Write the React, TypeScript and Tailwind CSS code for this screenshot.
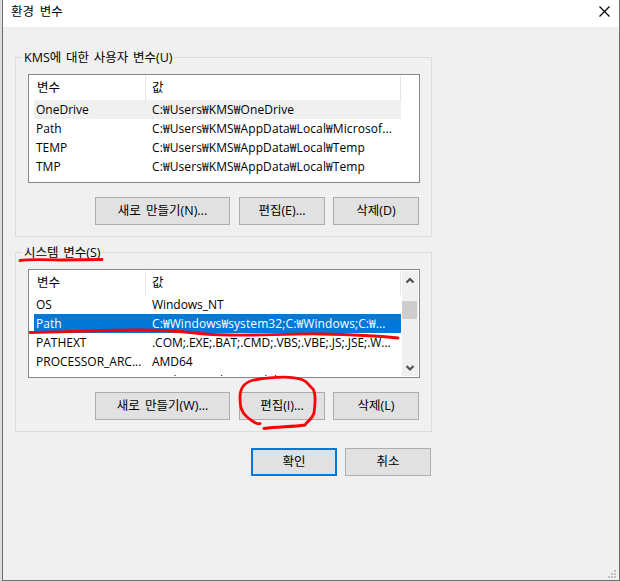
import { clsx } from "clsx";

type Variable = { name: string; value: string; active?: boolean };

const userVariables: Variable[] = [
  { name: "OneDrive", value: "C:₩Users₩KMS₩OneDrive", active: true },
  { name: "Path", value: "C:₩Users₩KMS₩AppData₩Local₩Microsof..." },
  { name: "TEMP", value: "C:₩Users₩KMS₩AppData₩Local₩Temp" },
  { name: "TMP", value: "C:₩Users₩KMS₩AppData₩Local₩Temp" },
];

const systemVariables: Variable[] = [
  { name: "OS", value: "Windows_NT" },
  { name: "Path", value: "C:₩Windows₩system32;C:₩Windows;C:₩...", active: true },
  { name: "PATHEXT", value: ".COM;.EXE;.BAT;.CMD;.VBS;.VBE;.JS;.JSE;.W..." },
  { name: "PROCESSOR_ARC...", value: "AMD64" },
  { name: "PROCESSOR_IDE...", value: "Intel64 Family 6 Model 158 Stepping 1..." },
];

const Button = ({
  label,
  wide,
  primary,
}: {
  label: string;
  wide?: boolean;
  primary?: boolean;
}) => (
  <button
    className={clsx(
      "flex h-7 items-center justify-center bg-[#e1e1e1] text-[12.5px] whitespace-nowrap [word-spacing:2px]",
      wide ? "mr-px w-[135px]" : "w-[86px]",
      primary ? "border-2 border-[#0078d7]" : "border border-[#adadad]",
    )}
  >
    {label}
  </button>
);

const ScrollBar = () => (
  <div className="mt-px mr-px flex h-[105px] w-4 flex-col bg-[#f0f0f0]">
    <svg className="h-[30px] w-4 shrink-0" viewBox="0 0 16 30" fill="none">
      <path d="M4.500 11.500 8 8l3.500 3.500" stroke="#505050" strokeWidth="2.2" />
    </svg>
    <div className="h-[18px] w-[15px] shrink-0 bg-[#cdcdcd]" />
    <svg className="mt-auto h-[17px] w-4 shrink-0" viewBox="0 0 16 17" fill="none">
      <path d="M4.500 7 8 10.500 11.500 7" stroke="#505050" strokeWidth="2.2" />
    </svg>
  </div>
);

const VariableList = ({
  rows,
  system,
}: {
  rows: Variable[];
  system?: boolean;
}) => (
  <div className="mt-2 ml-3 flex h-[109px] w-[392px] justify-between overflow-hidden border border-[#828790] bg-white">
    <div className="ml-[5px] h-[106px] w-[367px] overflow-hidden pt-px">
      <div className="flex h-6 text-[12.5px] leading-[23px]">
        <div className="w-28 border-r border-[#e5e5e5] pl-[3px]">변수</div>
        <div className="flex-1 border-r border-[#e5e5e5] pl-[6px]">값</div>
      </div>
      {rows.map((row) => (
        <div
          key={row.name}
          className={clsx(
            "flex h-[19px] text-[12px] leading-[19px] whitespace-nowrap",
            row.active && (system ? "bg-[#0078d7] text-white" : "bg-[#f0f0f0]"),
          )}
        >
          <div className="w-28 pl-[2px]">{row.name}</div>
          <div
            className={clsx(
              "flex-1 pl-[6px]",
              row.value.includes("₩") ? "tracking-[0.1px]" : "tracking-[-0.04px]",
            )}
          >
            {row.value}
          </div>
        </div>
      ))}
    </div>
    {system && <ScrollBar />}
  </div>
);

const VariableGroup = ({
  title,
  rows,
  keys,
  system,
}: {
  title: string;
  rows: Variable[];
  keys: [string, string, string];
  system?: boolean;
}) => (
  <fieldset className="h-[189px] w-[417px] border border-[#dcdcdc]">
    <legend className="ml-[6px] h-[18px] px-[2px] text-[12.5px] leading-[19px] whitespace-nowrap [word-spacing:1.5px]">
      {title}
    </legend>
    <VariableList rows={rows} system={system} />
    <div className="mt-[14px] mr-3 flex justify-end gap-2">
      <Button label={`새로 만들기(${keys[0]})...`} wide />
      <Button label={`편집(${keys[1]})...`} />
      <Button label={`삭제(${keys[2]})`} />
    </div>
  </fieldset>
);

const PenMarks = () => (
  <svg
    className="pointer-events-none absolute inset-0 h-[581px] w-[620px]"
    viewBox="0 0 620 581"
    fill="none"
    stroke="#fb0007"
    strokeWidth="2.8"
    strokeLinecap="round"
    strokeLinejoin="round"
  >
    <path d="M20 260.500C30 258.800 44 259.500 60 260L102 259.500" />
    <path d="M30 332.500C65 332 100 330 140 330C170 330 185 332 205 334C240 337 280 333.500 320 334C350 334.500 375 335.500 398 338" />
    <path d="M260 423.500C257 425 252 421 247 417C241 412 240 406 240 397C240 387 245 382 254 380C269 377.500 291 375.500 303 380C308 382 309 386 313 389C316 394 315 406 314 413C312 420 308 420 305 425C292 427 278 426.500 264 428.500" />
  </svg>
);

const App = () => {
  return (
    <div className="relative h-[581px] w-[620px] overflow-hidden bg-[#dedede] pl-[2px] font-['Open_Sans','Noto_Sans_CJK_KR',sans-serif] text-[12px] text-black">
      <div className="h-full border-x border-b border-[#707070] bg-[#f0f0f0]">
        <header className="flex h-[27px] items-center justify-between bg-white pr-[9px] pl-2">
          <span className="pb-[3px] text-[12.5px] [word-spacing:2.5px]">환경 변수</span>
          <svg className="mb-[5px] size-[11px]" viewBox="0 0 11 11" fill="none">
            <path d="m.5.5 10 10m0-10-10 10" stroke="#000" strokeWidth="1.2" />
          </svg>
        </header>
        <main className="mt-[21px] ml-3 flex w-[417px] flex-col gap-[6px]">
          <VariableGroup
            title="KMS에 대한 사용자 변수(U)"
            rows={userVariables}
            keys={["N", "E", "D"]}
          />
          <VariableGroup
            title="시스템 변수(S)"
            rows={systemVariables}
            keys={["W", "I", "L"]}
            system
          />
          <div className="mt-[10px] flex justify-end gap-2 pr-px">
            <Button label="확인" primary />
            <Button label="취소" />
          </div>
        </main>
      </div>
      <svg className="absolute right-1 bottom-[3px] size-2" viewBox="0 0 8 8" fill="#bfbfbf">
        <path d="M6 0h2v2H6zM3 3h2v2H3zM6 3h2v2H6zM0 6h2v2H0zM3 6h2v2H3zM6 6h2v2H6z" />
      </svg>
      <PenMarks />
    </div>
  );
};

export default App;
● ● ● ● ● ● ●
§ **Stated goal**:
Each line above is to be copied verbatim. Drop any image from the copy.

§ **Result**:
Write the React, TypeScript and Tailwind CSS code for this screenshot.
import { clsx } from "clsx";

type Variable = { name: string; value: string; active?: boolean };

const userVariables: Variable[] = [
  { name: "OneDrive", value: "C:₩Users₩KMS₩OneDrive", active: true },
  { name: "Path", value: "C:₩Users₩KMS₩AppData₩Local₩Microsof..." },
  { name: "TEMP", value: "C:₩Users₩KMS₩AppData₩Local₩Temp" },
  { name: "TMP", value: "C:₩Users₩KMS₩AppData₩Local₩Temp" },
];

const systemVariables: Variable[] = [
  { name: "OS", value: "Windows_NT" },
  { name: "Path", value: "C:₩Windows₩system32;C:₩Windows;C:₩...", active: true },
  { name: "PATHEXT", value: ".COM;.EXE;.BAT;.CMD;.VBS;.VBE;.JS;.JSE;.W..." },
  { name: "PROCESSOR_ARC...", value: "AMD64" },
  { name: "PROCESSOR_IDE...", value: "Intel64 Family 6 Model 158 Stepping 1..." },
];

const Button = ({
  label,
  wide,
  primary,
}: {
  label: string;
  wide?: boolean;
  primary?: boolean;
}) => (
  <button
    className={clsx(
      "flex h-7 items-center justify-center bg-[#e1e1e1] text-[12.5px] whitespace-nowrap [word-spacing:2px]",
      wide ? "mr-px w-[135px]" : "w-[86px]",
      primary ? "border-2 border-[#0078d7]" : "border border-[#adadad]",
    )}
  >
    {label}
  </button>
);

const ScrollBar = () => (
  <div className="mt-px mr-px flex h-[105px] w-4 flex-col bg-[#f0f0f0]">
    <svg className="h-[30px] w-4 shrink-0" viewBox="0 0 16 30" fill="none">
      <path d="M4.500 11.500 8 8l3.500 3.500" stroke="#505050" strokeWidth="2.2" />
    </svg>
    <div className="h-[18px] w-[15px] shrink-0 bg-[#cdcdcd]" />
    <svg className="mt-auto h-[17px] w-4 shrink-0" viewBox="0 0 16 17" fill="none">
      <path d="M4.500 7 8 10.500 11.500 7" stroke="#505050" strokeWidth="2.2" />
    </svg>
  </div>
);

const VariableList = ({
  rows,
  system,
}: {
  rows: Variable[];
  system?: boolean;
}) => (
  <div className="mt-2 ml-3 flex h-[109px] w-[392px] justify-between overflow-hidden border border-[#828790] bg-white">
    <div className="ml-[5px] h-[106px] w-[367px] overflow-hidden pt-px">
      <div className="flex h-6 text-[12.5px] leading-[23px]">
        <div className="w-28 border-r border-[#e5e5e5] pl-[3px]">변수</div>
        <div className="flex-1 border-r border-[#e5e5e5] pl-[6px]">값</div>
      </div>
      {rows.map((row) => (
        <div
          key={row.name}
          className={clsx(
            "flex h-[19px] text-[12px] leading-[19px] whitespace-nowrap",
            row.active && (system ? "bg-[#0078d7] text-white" : "bg-[#f0f0f0]"),
          )}
        >
          <div className="w-28 pl-[2px]">{row.name}</div>
          <div
            className={clsx(
              "flex-1 pl-[6px]",
              row.value.includes("₩") ? "tracking-[0.1px]" : "tracking-[-0.04px]",
            )}
          >
            {row.value}
          </div>
        </div>
      ))}
    </div>
    {system && <ScrollBar />}
  </div>
);

const VariableGroup = ({
  title,
  rows,
  keys,
  system,
}: {
  title: string;
  rows: Variable[];
  keys: [string, string, string];
  system?: boolean;
}) => (
  <fieldset className="h-[189px] w-[417px] border border-[#dcdcdc]">
    <legend className="ml-[6px] h-[18px] px-[2px] text-[12.5px] leading-[19px] whitespace-nowrap [word-spacing:1.5px]">
      {title}
    </legend>
    <VariableList rows={rows} system={system} />
    <div className="mt-[14px] mr-3 flex justify-end gap-2">
      <Button label={`새로 만들기(${keys[0]})...`} wide />
      <Button label={`편집(${keys[1]})...`} />
      <Button label={`삭제(${keys[2]})`} />
    </div>
  </fieldset>
);

const PenMarks = () => (
  <svg
    className="pointer-events-none absolute inset-0 h-[581px] w-[620px]"
    viewBox="0 0 620 581"
    fill="none"
    stroke="#fb0007"
    strokeWidth="2.8"
    strokeLinecap="round"
    strokeLinejoin="round"
  >
    <path d="M20 260.500C30 258.800 44 259.500 60 260L102 259.500" />
    <path d="M30 332.500C65 332 100 330 140 330C170 330 185 332 205 334C240 337 280 333.500 320 334C350 334.500 375 335.500 398 338" />
    <path d="M260 423.500C257 425 252 421 247 417C241 412 240 406 240 397C240 387 245 382 254 380C269 377.500 291 375.500 303 380C308 382 309 386 313 389C316 394 315 406 314 413C312 420 308 420 305 425C292 427 278 426.500 264 428.500" />
  </svg>
);

const App = () => {
  return (
    <div className="relative h-[581px] w-[620px] overflow-hidden bg-[#dedede] pl-[2px] font-['Open_Sans','Noto_Sans_CJK_KR',sans-serif] text-[12px] text-black">
      <div className="h-full border-x border-b border-[#707070] bg-[#f0f0f0]">
        <header className="flex h-[27px] items-center justify-between bg-white pr-[9px] pl-2">
          <span className="pb-[3px] text-[12.5px] [word-spacing:2.5px]">환경 변수</span>
          <svg className="mb-[5px] size-[11px]" viewBox="0 0 11 11" fill="none">
            <path d="m.5.5 10 10m0-10-10 10" stroke="#000" strokeWidth="1.2" />
          </svg>
        </header>
        <main className="mt-[21px] ml-3 flex w-[417px] flex-col gap-[6px]">
          <VariableGroup
            title="KMS에 대한 사용자 변수(U)"
            rows={userVariables}
            keys={["N", "E", "D"]}
          />
          <VariableGroup
            title="시스템 변수(S)"
            rows={systemVariables}
            keys={["W", "I", "L"]}
            system
          />
          <div className="mt-[10px] flex justify-end gap-2 pr-px">
            <Button label="확인" primary />
            <Button label="취소" />
          </div>
        </main>
      </div>
      <svg className="absolute right-1 bottom-[3px] size-2" viewBox="0 0 8 8" fill="#bfbfbf">
        <path d="M6 0h2v2H6zM3 3h2v2H3zM6 3h2v2H6zM0 6h2v2H0zM3 6h2v2H3zM6 6h2v2H6z" />
      </svg>
      <PenMarks />
    </div>
  );
};

export default App;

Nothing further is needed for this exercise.